Package it.unimi.dsi.law.warc.io

Provides classes performing low and high level WARC I/O (for format details, please see the ISO draft).

This code is designed to be very efficient. In particular some choices are worth mentioning:

Object reuse

Whenever possible, a single object must be used to perform multiple operations.

For instance, to read a sequence of WARC records, one must instantiate a single WarcRecord object and invoke repeatedly its read method, as opposed to have a new WarcRecord object for every record read.

The convenience iterators offered by WarcFilteredIterator and HttpResponseFilteredIterator follow this approach and need a WarcRecord to be given at construction time; such object will be reused by the iterator to expose the record read at every iteration.

Pull writes

To write a record, one should provide a MeasurableInputStream (by setting the block field of WarcRecord) from which the write method of WarcRecord will pull the data to be written.

This is especially convenient when the data comes from the network (as during a crawl) or from a read operation (as during batch processing of data) so that one can write a record simply using the available (suitably wrapped) input stream.

Public fields

To avoid the overhead of getters and setters, some fields (such as the block and header of WarcRecord and gzheader of GZWarcRecord) are declared public.

Low level I/O

Low level I/O can be performed using WarcRecord for the WARC format or GZWarcRecord for the compressed WARC format. For further detail, see the class documentation.

A very simple example of low level sequential reads can be found in the source code of SequentialWarcRecordRead, while an example of low level sequential writes can be found in the source code of SequentialWarcRecordWrite; both examples show how to use the plain and compressed WARC format.

A (more complex) example of low level random access reads can be found in the source code of the CutWarc tool (see also the IndexWarc tool on how to create the index).

High level I/O

High level I/O is provided at the moment only for (a subset of) the response record type of the WARC specification. More precisely, interfaces and classes are provided to deal with responses with content-type of HTTP (or HTTPS) kind. At the interface level, read-only access is mainly provided, in particular, all the interfaces specify getters for the various properties, but no getters.

Interfaces

More in detail, the Response interface (besides the abovementioned getters), prescribes the method fromWarcRecord that allows to obtain a response from record. The HttpResponse specialises such interface to deal with responses having content-type of HTTP (or HTTPS) kind.

Classes

The AbstractHttpResponse provides an abstract implementation of a HttpResponse with all the getters except for contentAsStream that concrete subclasses must implement according to the way they represent the response content; the fromWarcRecord) method is also left unimplemented much for the same reason. On the other hand, there is a toWarcRecord method that can be used by concrete subclasses to populate a WARC record with the data in the response (for example, in order to subsequently write such record).

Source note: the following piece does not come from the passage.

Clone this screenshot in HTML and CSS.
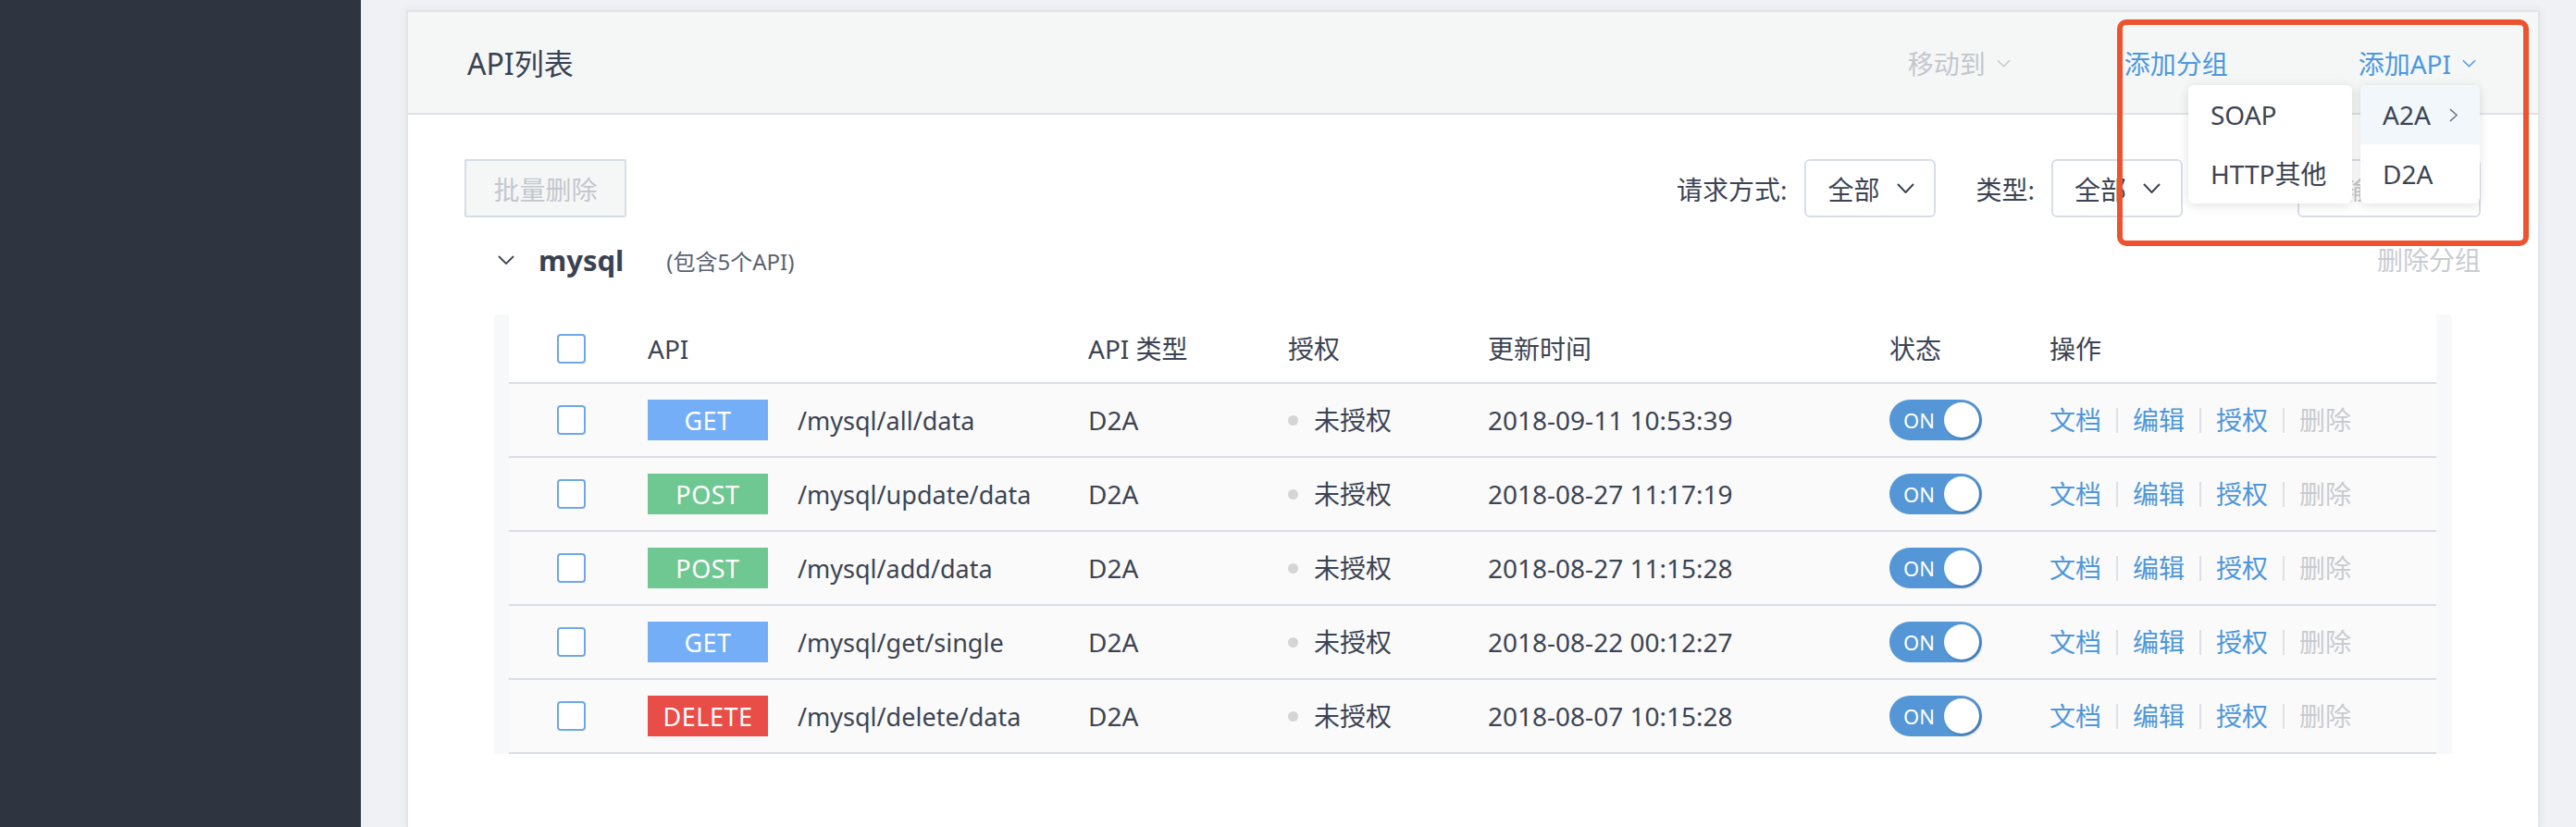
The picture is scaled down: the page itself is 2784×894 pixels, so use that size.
FILE: index.html
```html
<!DOCTYPE html>
<html lang="zh-CN">
<head>
<meta charset="utf-8">
<title>API列表</title>
<link rel="stylesheet" href="styles.css">
</head>
<body>
<div class="app">
  <aside class="sidebar"></aside>
  <main class="main">
    <section class="card">
      <header class="card-head">
        <h2 class="title">API列表</h2>
        <div class="head-actions">
          <span class="act act-move">移动到<svg class="chev-sm" viewBox="0 0 16 9"><polyline points="1,1 8,8 15,1"/></svg></span>
          <span class="act act-group">添加分组</span>
          <span class="act act-api">添加API<svg class="chev-sm" viewBox="0 0 16 9"><polyline points="1,1 8,8 15,1"/></svg></span>
        </div>
      </header>

      <div class="toolbar">
        <button class="btn-batch" type="button">批量删除</button>
        <div class="filters">
          <span class="flabel">请求方式:</span>
          <div class="select">全部<svg class="chev-sel" viewBox="0 0 19 11"><polyline points="1,1 9.5,10 18,1"/></svg></div>
          <span class="flabel flabel-type">类型:</span>
          <div class="select">全部<svg class="chev-sel" viewBox="0 0 19 11"><polyline points="1,1 9.5,10 18,1"/></svg></div>
          <div class="search">请输入API</div>
        </div>
      </div>

      <div class="group-row">
        <div class="group-left">
          <svg class="chev-group" viewBox="0 0 18 10"><polyline points="1,1 9,9 17,1"/></svg>
          <span class="group-name">mysql</span>
          <span class="group-count">(包含5个API)</span>
        </div>
        <span class="group-del">删除分组</span>
      </div>

      <div class="table-wrap">
        <div class="table">
          <div class="tr th">
            <div class="td"><span class="cb"></span></div>
            <div class="td">API</div>
            <div class="td">API 类型</div>
            <div class="td">授权</div>
            <div class="td">更新时间</div>
            <div class="td">状态</div>
            <div class="td">操作</div>
          </div>

          <div class="tr">
            <div class="td"><span class="cb"></span></div>
            <div class="td"><span class="badge get">GET</span><span class="path">/mysql/all/data</span></div>
            <div class="td">D2A</div>
            <div class="td"><span class="dot"></span>未授权</div>
            <div class="td">2018-09-11 10:53:39</div>
            <div class="td"><span class="toggle"><span class="on">ON</span><span class="knob"></span></span></div>
            <div class="td ops"><a class="op">文档</a><i class="sep"></i><a class="op">编辑</a><i class="sep"></i><a class="op">授权</a><i class="sep"></i><a class="op op-off">删除</a></div>
          </div>

          <div class="tr">
            <div class="td"><span class="cb"></span></div>
            <div class="td"><span class="badge post">POST</span><span class="path">/mysql/update/data</span></div>
            <div class="td">D2A</div>
            <div class="td"><span class="dot"></span>未授权</div>
            <div class="td">2018-08-27 11:17:19</div>
            <div class="td"><span class="toggle"><span class="on">ON</span><span class="knob"></span></span></div>
            <div class="td ops"><a class="op">文档</a><i class="sep"></i><a class="op">编辑</a><i class="sep"></i><a class="op">授权</a><i class="sep"></i><a class="op op-off">删除</a></div>
          </div>

          <div class="tr">
            <div class="td"><span class="cb"></span></div>
            <div class="td"><span class="badge post">POST</span><span class="path">/mysql/add/data</span></div>
            <div class="td">D2A</div>
            <div class="td"><span class="dot"></span>未授权</div>
            <div class="td">2018-08-27 11:15:28</div>
            <div class="td"><span class="toggle"><span class="on">ON</span><span class="knob"></span></span></div>
            <div class="td ops"><a class="op">文档</a><i class="sep"></i><a class="op">编辑</a><i class="sep"></i><a class="op">授权</a><i class="sep"></i><a class="op op-off">删除</a></div>
          </div>

          <div class="tr">
            <div class="td"><span class="cb"></span></div>
            <div class="td"><span class="badge get">GET</span><span class="path">/mysql/get/single</span></div>
            <div class="td">D2A</div>
            <div class="td"><span class="dot"></span>未授权</div>
            <div class="td">2018-08-22 00:12:27</div>
            <div class="td"><span class="toggle"><span class="on">ON</span><span class="knob"></span></span></div>
            <div class="td ops"><a class="op">文档</a><i class="sep"></i><a class="op">编辑</a><i class="sep"></i><a class="op">授权</a><i class="sep"></i><a class="op op-off">删除</a></div>
          </div>

          <div class="tr">
            <div class="td"><span class="cb"></span></div>
            <div class="td"><span class="badge del">DELETE</span><span class="path">/mysql/delete/data</span></div>
            <div class="td">D2A</div>
            <div class="td"><span class="dot"></span>未授权</div>
            <div class="td">2018-08-07 10:15:28</div>
            <div class="td"><span class="toggle"><span class="on">ON</span><span class="knob"></span></span></div>
            <div class="td ops"><a class="op">文档</a><i class="sep"></i><a class="op">编辑</a><i class="sep"></i><a class="op">授权</a><i class="sep"></i><a class="op op-off">删除</a></div>
          </div>
        </div>
      </div>

      <div class="menus">
        <ul class="menu menu-1">
          <li class="mi">SOAP</li>
          <li class="mi">HTTP其他</li>
        </ul>
        <ul class="menu menu-2">
          <li class="mi mi-active">A2A<svg class="chev-right" viewBox="0 0 11 16"><polyline points="1,1 9,8 1,15"/></svg></li>
          <li class="mi">D2A</li>
        </ul>
      </div>

      <div class="highlight"></div>
    </section>
  </main>
</div>
</body>
</html>
```

FILE: styles.css
```css
* { box-sizing: border-box; }

html, body {
  margin: 0;
  padding: 0;
  height: 100%;
}

body {
  font-family: "Noto Sans", "Noto Sans CJK SC", sans-serif;
  font-size: 28px;
  color: #3c4453;
  overflow: hidden;
  background: #eff1f4;
}

.app {
  display: flex;
  height: 894px;
}

.sidebar {
  width: 390px;
  flex: 0 0 390px;
  background: #2e3440;
}

.main {
  flex: 1;
  padding: 11px 39px 0 49px;
  background: #eff1f4;
  display: flex;
}

.card {
  position: relative;
  flex: 1;
  background: #fff;
  border: 2px solid #e1e5e9;
  border-bottom: none;
  box-shadow: 0 0 10px rgba(0, 0, 0, 0.06);
}

/* header */
.card-head {
  height: 111px;
  background: #f5f7f7;
  border-bottom: 2px solid #dde2e6;
  display: flex;
  align-items: center;
  justify-content: space-between;
  padding: 0 67px 0 64px;
}

.title {
  margin: 0;
  font-size: 32px;
  font-weight: normal;
  color: #3a4252;
  line-height: 1;
  padding-top: 2px;
}

.head-actions {
  display: flex;
  align-items: center;
  line-height: 1;
  padding-top: 2px;
}

.act {
  display: flex;
  align-items: center;
  font-size: 28px;
}

.act-move { color: #c3c7cd; }
.act-group { color: #4b98e0; margin-left: 123px; }
.act-api { color: #4b98e0; margin-left: 141px; }

.chev-sm {
  width: 15px;
  height: 9px;
  margin-left: 12px;
  fill: none;
  stroke: currentColor;
  stroke-width: 1.6;
}

/* toolbar */
.toolbar {
  margin-top: 48px;
  height: 63px;
  padding: 0 62px 0 61px;
  display: flex;
  align-items: center;
  justify-content: space-between;
}

.btn-batch {
  width: 175px;
  height: 63px;
  background: #f5f7f7;
  border: 2px solid #d6dce4;
  border-radius: 2px;
  color: #c3c7cd;
  font-family: inherit;
  font-size: 28px;
  padding: 0;
}

.filters {
  display: flex;
  align-items: center;
  height: 63px;
}

.flabel {
  color: #3c4453;
  margin-right: 19px;
}

.flabel-type { margin-left: 43px; margin-right: 18px; }

.select {
  height: 63px;
  width: 142px;
  border: 2px solid #d8dde6;
  border-radius: 6px;
  background: #fff;
  display: flex;
  align-items: center;
  padding: 0 0 0 23px;
  color: #3c4453;
}

.chev-sel {
  width: 19px;
  height: 11px;
  margin-left: 18px;
  fill: none;
  stroke: #3c4453;
  stroke-width: 2;
}

.search {
  margin-left: 124px;
  width: 198px;
  height: 63px;
  border: 2px solid #d8dde6;
  border-radius: 6px;
  background: #fff;
  display: flex;
  align-items: center;
  padding-left: 20px;
  color: #c3c7cd;
  white-space: nowrap;
}

/* group row */
.group-row {
  margin-top: 20px;
  height: 56px;
  padding: 0 62px 0 97px;
  display: flex;
  align-items: center;
  justify-content: space-between;
}

.group-left {
  display: flex;
  align-items: center;
}

.chev-group {
  width: 18px;
  height: 10px;
  fill: none;
  stroke: #3c4453;
  stroke-width: 1.8;
  margin-top: -4px;
}

.group-name {
  margin-left: 26px;
  font-size: 31px;
  font-weight: bold;
  color: #3a4252;
  line-height: 1;
  margin-top: -4px;
}

.group-count {
  margin-left: 46px;
  font-size: 24px;
  color: #5a6272;
  line-height: 1;
}

.group-del {
  color: #c8ccd2;
  font-size: 28px;
  line-height: 1;
  margin-top: -4px;
}

/* table */
.table-wrap {
  margin: 29px 93px 0;
  background: #f7f8f9;
  padding: 0 17px 0 16px;
  border-radius: 4px 4px 0 0;
}

.tr {
  display: grid;
  grid-template-columns: 150px 476px 216px 216px 434px 173px 1fr;
  height: 80px;
  background: #fafafa;
  border-bottom: 2px solid #d9dde6;
  align-items: center;
}

.tr.th {
  height: 75px;
  background: #fff;
}

.td {
  display: flex;
  align-items: center;
  white-space: nowrap;
  line-height: 1;
}

.td:first-child { padding-left: 52px; }

.cb {
  display: inline-block;
  width: 31px;
  height: 32px;
  border: 2px solid #6fa7e8;
  border-radius: 4px;
  background: #fff;
}

.badge {
  display: inline-flex;
  align-items: center;
  justify-content: center;
  width: 130px;
  height: 44px;
  color: #fff;
  font-size: 27px;
  letter-spacing: 0.5px;
}

.badge.get { background: #74aef7; }
.badge.post { background: #6fc891; }
.badge.del { background: #e84d47; }

.path {
  margin-left: 32px;
  font-size: 27px;
}

.dot {
  width: 11px;
  height: 11px;
  border-radius: 50%;
  background: #d5d5d5;
  margin-right: 17px;
}

.toggle {
  position: relative;
  display: inline-flex;
  align-items: center;
  width: 100px;
  height: 44px;
  border-radius: 22px;
  background: #5597d6;
}

.toggle .on {
  color: #fff;
  font-size: 22px;
  margin-left: 15px;
}

.toggle .knob {
  position: absolute;
  right: 3px;
  top: 3px;
  width: 38px;
  height: 38px;
  border-radius: 50%;
  background: #fff;
  box-shadow: 2px 2px 3px rgba(30, 60, 100, 0.35);
}

.ops { color: #4f97da; }

.op { color: #4f97da; }
.op-off { color: #c8cbd0; }

.sep {
  display: inline-block;
  width: 2px;
  height: 27px;
  background: #dde1e6;
  margin: 0 16px;
}

/* dropdown menus (overlay) */
.menus {
  position: absolute;
  top: 79px;
  right: 63px;
  display: flex;
  gap: 9px;
  z-index: 5;
}

.menu {
  list-style: none;
  margin: 0;
  padding: 0;
  background: #fff;
  border-radius: 6px;
  box-shadow: 0 2px 12px rgba(0, 0, 0, 0.12);
  overflow: hidden;
}

.menu-1 { width: 177px; }
.menu-2 { width: 129px; }

.mi {
  height: 64px;
  display: flex;
  align-items: center;
  justify-content: space-between;
  padding: 0 23px 0 24px;
  color: #3c4453;
  white-space: nowrap;
  line-height: 1;
}

.mi-active { background: #f1f7fb; }

.chev-right {
  width: 10px;
  height: 15px;
  fill: none;
  stroke: #6a7180;
  stroke-width: 1.5;
}

/* annotation frame */
.highlight {
  position: absolute;
  top: 8px;
  right: 10px;
  width: 445px;
  height: 245px;
  border: 6px solid #ee5330;
  border-radius: 10px;
  z-index: 6;
  pointer-events: none;
}
```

The concrete class WarcHttpResponse, for instance, implements contentAsStream and fromWarcRecord methods so that the content is read from a WARC file and should indeed be used to read a WarcRecord (of suitable record-type) as an HttpResponse.

An example of the usage of such class to read a sequence of responses from a WARC file can be found in the source code of SequentialHttpResponseRead.

Finally, the MutableHttpResponse is a concrete implementation of an AbstractHttpResponse endowed with setters that can be used to populate the response and hence a WarcRecord (via toWarcRecord method) in order to write it.

Digest based duplicate detection

There are many ways to detect duplicates in a crawl. UbiCrawler adopts a technique based on page content digests. The interface DigestBasedDuplicateDetection is used to represent duplicate information present in WARC files produced by UbiCrawler.

More precisely, the class WarcHttpResponse implements such interface so that after using it to read a WARC record, one can use the class isDuplicate method to know whether the response is a duplicate of a previously crawled one, and can use the digest method to get the digest of the response content.

Observe that AbstractHttpResponse takes this interface into account and if the concrete class used to invoke toWarcRecord implements such interface, such method will populate the WarcRecord with the duplicate information.